My prayer is for God to grant your wishes for peace, and to grant you a little more time.
Thank you again for sharing.
Just thinking about all of you today and praying for you.
Dave,
Good Day! Sabina, Michael and Serena.
I have not connected with you for several weeks and could not allow another minute to pass without letting you know if I have thought about you once it has been a hundred times.
I am in Canada now and when it rains it is raining...and when the sun is shining is is beautiful.
Something like life...when it rains it pours and when you have your health you have everything and life is a beautiful thing.
One of my favorite passages of scripture is Isiaiah 41:10 it reads, Fear not for I am with you, be not dismayed for I am your God, I will strengthen, you I will help you, I will uphold you with my victorious right hand."
Sounds like a "Proposal" doesn't it. The promise is made three times, I will, I will, I will.
Once would have been enough, but He did not want us to ever question His passion for each of our hearts.
The world around us is like a roaring lion seeking someone to devour...and we are invited to turn away from the sound of fear and repeat slowly...There is a place of quiet rest, near to the heart of God...a place where all is joy and peace...a place of comfort sweet...Near to the heart of God.
I was inspired today when I read that Tony Snow the White House Press Secretary is to return to work tomorrow.
He was speaking to his thirty year reunion class of Davidson College in Davidson, NC and in a press conference he was asked about his return...He said, "God hasn't promised us tomorrow, but He has promised us eternity." WOW!!
I would say, he was spot on. Or as a pilot would say...Landing on the center line!
Michael, I cast my vote for you even if you are not running for an office. Sabina, I wish you continued health and peace and Serena...you are special!
All The Best!
Dave & Monika Yancey
Dear Michael and Sabina,
I want to echo Dave and Monika's sentiments. If I've prayed for you once...I've prayed a hundred times.

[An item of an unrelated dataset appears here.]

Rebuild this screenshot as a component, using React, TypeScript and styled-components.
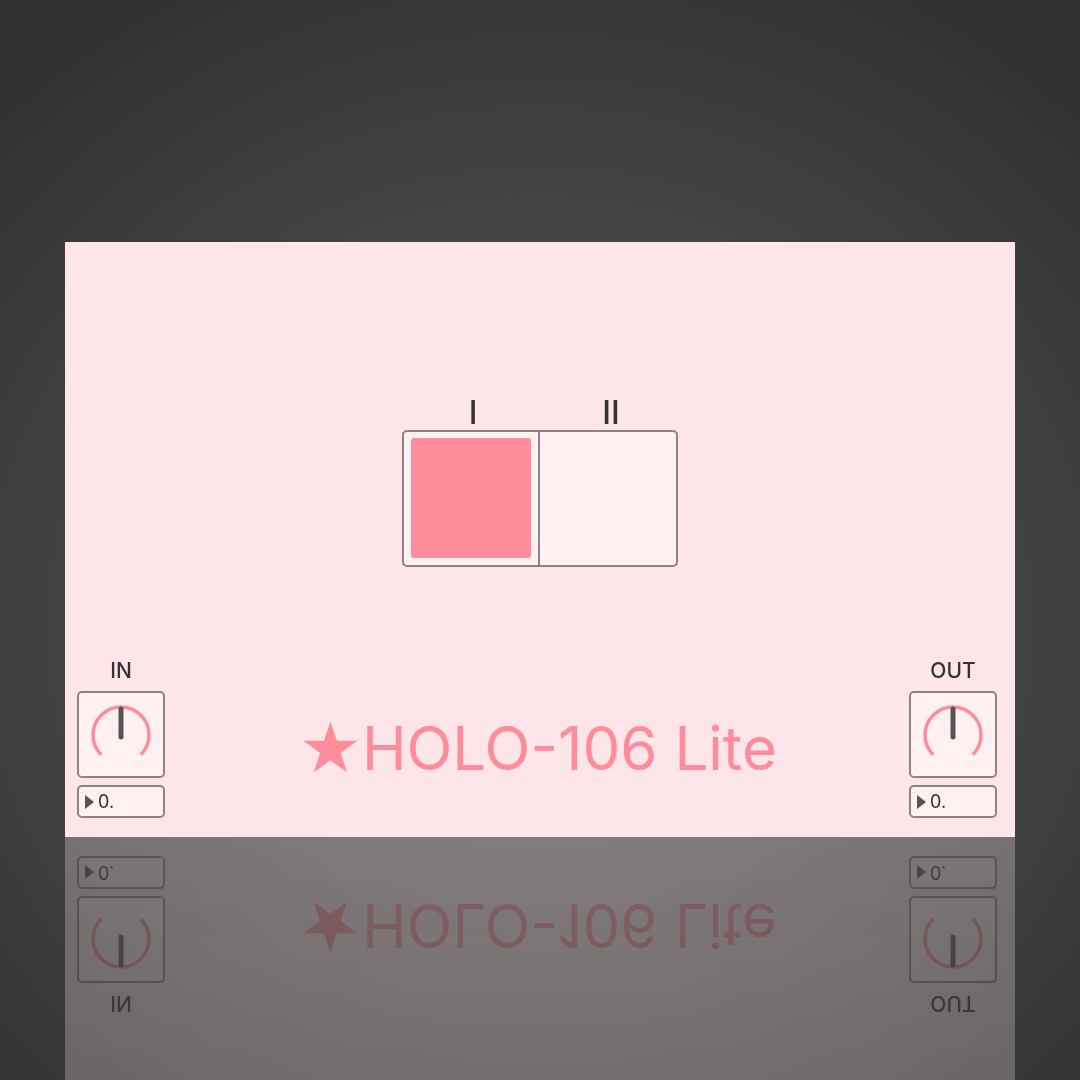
import React from 'react';
import styled, { createGlobalStyle } from 'styled-components';

const GlobalStyle = createGlobalStyle`
  html, body {
    margin: 0;
    padding: 0;
    overflow: hidden;
    background: #2e2e2e;
  }
  * {
    box-sizing: border-box;
  }
`;

const Stage = styled.div`
  width: 1080px;
  height: 1080px;
  overflow: hidden;
  padding: 242px 0 0 65px;
  background: radial-gradient(ellipse 75% 70% at 50% 58%, #565656 0%, #4a4a4a 40%, #2f2f2f 100%);
  font-family: Inter, 'Liberation Sans', sans-serif;
`;

const Panel = styled.div`
  width: 950px;
  height: 595px;
  background: #fde5ea;
  display: flex;
  flex-direction: column;
  -webkit-box-reflect: below 0 linear-gradient(rgba(0, 0, 0, 0.22), rgba(0, 0, 0, 0.3));
`;

const SwitchSection = styled.div`
  margin-top: 153px;
  display: flex;
  flex-direction: column;
  align-items: center;
`;

const SwitchLabels = styled.div`
  display: grid;
  grid-template-columns: 138px 138px;
  width: 276px;
  height: 35px;
  align-items: center;
`;

const SwitchLabel = styled.div`
  text-align: center;
  font-size: 32px;
  font-weight: 500;
  line-height: 32px;
  color: #333;
  padding-left: 4px;
`;

const SwitchBox = styled.div`
  width: 276px;
  height: 137px;
  border: 2px solid #8c8385;
  border-radius: 5px;
  background: #fff0f1;
  display: grid;
  grid-template-columns: 1fr 1fr;
  overflow: hidden;
`;

const SwitchCell = styled.div<{ $divider?: boolean }>`
  padding: 6px 7px 7px 7px;
  border-right: ${p => (p.$divider ? '2px solid #8c8385' : 'none')};
`;

const SwitchFill = styled.div<{ $active: boolean }>`
  width: 100%;
  height: 100%;
  border-radius: 3px;
  background: ${p => (p.$active ? '#ff8c9b' : 'transparent')};
`;

const BottomRow = styled.div`
  margin-top: auto;
  padding: 0 18px 19px 12px;
  display: grid;
  grid-template-columns: 88px 1fr 88px;
  align-items: end;
`;

const KnobColumn = styled.div`
  display: flex;
  flex-direction: column;
  align-items: center;
`;

const KnobLabel = styled.div`
  font-size: 21px;
  font-weight: 500;
  line-height: 24px;
  color: #333;
  margin-bottom: 8px;
`;

const KnobBox = styled.div`
  width: 88px;
  height: 87px;
  border: 2px solid #8c8385;
  border-radius: 5px;
  background: #fff0f1;
  display: flex;
  align-items: center;
  justify-content: center;
`;

const NumberBox = styled.div`
  width: 88px;
  height: 33px;
  margin-top: 7px;
  border: 2px solid #8c8385;
  border-radius: 5px;
  background: #fff0f1;
  display: flex;
  align-items: center;
  padding-left: 6px;
  gap: 4px;
  font-size: 18px;
  color: #333;
`;

const Triangle = styled.span`
  width: 0;
  height: 0;
  border-top: 7px solid transparent;
  border-bottom: 7px solid transparent;
  border-left: 9px solid #555;
`;

const Title = styled.div`
  text-align: center;
  font-size: 60px;
  line-height: 60px;
  color: #ff8c9b;
  padding-bottom: 40px;
  padding-left: 2px;
  white-space: nowrap;
`;

const Star = styled.span`
  font-family: 'DejaVu Sans', sans-serif;
  font-size: 70px;
  line-height: 60px;
  vertical-align: top;
`;

const Knob: React.FC<{ label: string }> = ({ label }) => (
  <KnobColumn>
    <KnobLabel>{label}</KnobLabel>
    <KnobBox>
      <svg width="70" height="70" viewBox="0 0 70 70">
        <path
          d="M 15.2 54.8 A 28 28 0 1 1 54.8 54.8"
          fill="none"
          stroke="#ff8c9b"
          strokeWidth="3.5"
        />
        <line x1="35" y1="37" x2="35" y2="9" stroke="#555" strokeWidth="5" strokeLinecap="round" />
      </svg>
    </KnobBox>
    <NumberBox>
      <Triangle />
      0.
    </NumberBox>
  </KnobColumn>
);

const App: React.FC = () => (
  <>
    <GlobalStyle />
    <Stage>
      <Panel>
        <SwitchSection>
          <SwitchLabels>
            <SwitchLabel>I</SwitchLabel>
            <SwitchLabel>II</SwitchLabel>
          </SwitchLabels>
          <SwitchBox>
            <SwitchCell $divider>
              <SwitchFill $active />
            </SwitchCell>
            <SwitchCell>
              <SwitchFill $active={false} />
            </SwitchCell>
          </SwitchBox>
        </SwitchSection>
        <BottomRow>
          <Knob label="IN" />
          <Title>
            <Star>★</Star>HOLO-106 Lite
          </Title>
          <Knob label="OUT" />
        </BottomRow>
      </Panel>
    </Stage>
  </>
);

export default App;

You may not know till you reach heaven how many prayers were being said for you while you walked through this dark valley.
Another hymn that Dave has probably already thought of is this one:
There'll be no dark valleys when Jesus comes....
There'll be no dark valleys when Jesus comes to gather His loved ones home!
I like that word GATHER don't you? It reminds me of the promise in 1 Thessalonians 4:17 that says when He comes we'll all meet together before we continue our journey to heaven. I'll be lookin' for you guys on that wonderful cloud along with Mark and so many other family and friends! I can't wait for the voice of the archangel and the trumpet call of God! I'm longing for home...which is another wonderful old hymn :)
Blessigs~Barb
Dave - would you please email me at cttant@aol.com. Thank you!!
Dear Michael,
You and the family are so close in my prayers. Let's just pray that He comes soon and sorrow and mourning wll flee away.
Barb
Michael,
I don't know how else to contact you and tell you I am so sorry for the past days events. My heart hurts for you, Serena and your extended family. I was praying for you and Sabina at the time Sabina passed away and am continuing to pray for you and your family. I am here for any of you if you need a listening ear.
Michael & Serena,
My thoughts and prayers are with you at this most difficult time. Sabina made this world a better place. She had a beautiful smile and an infectious laugh.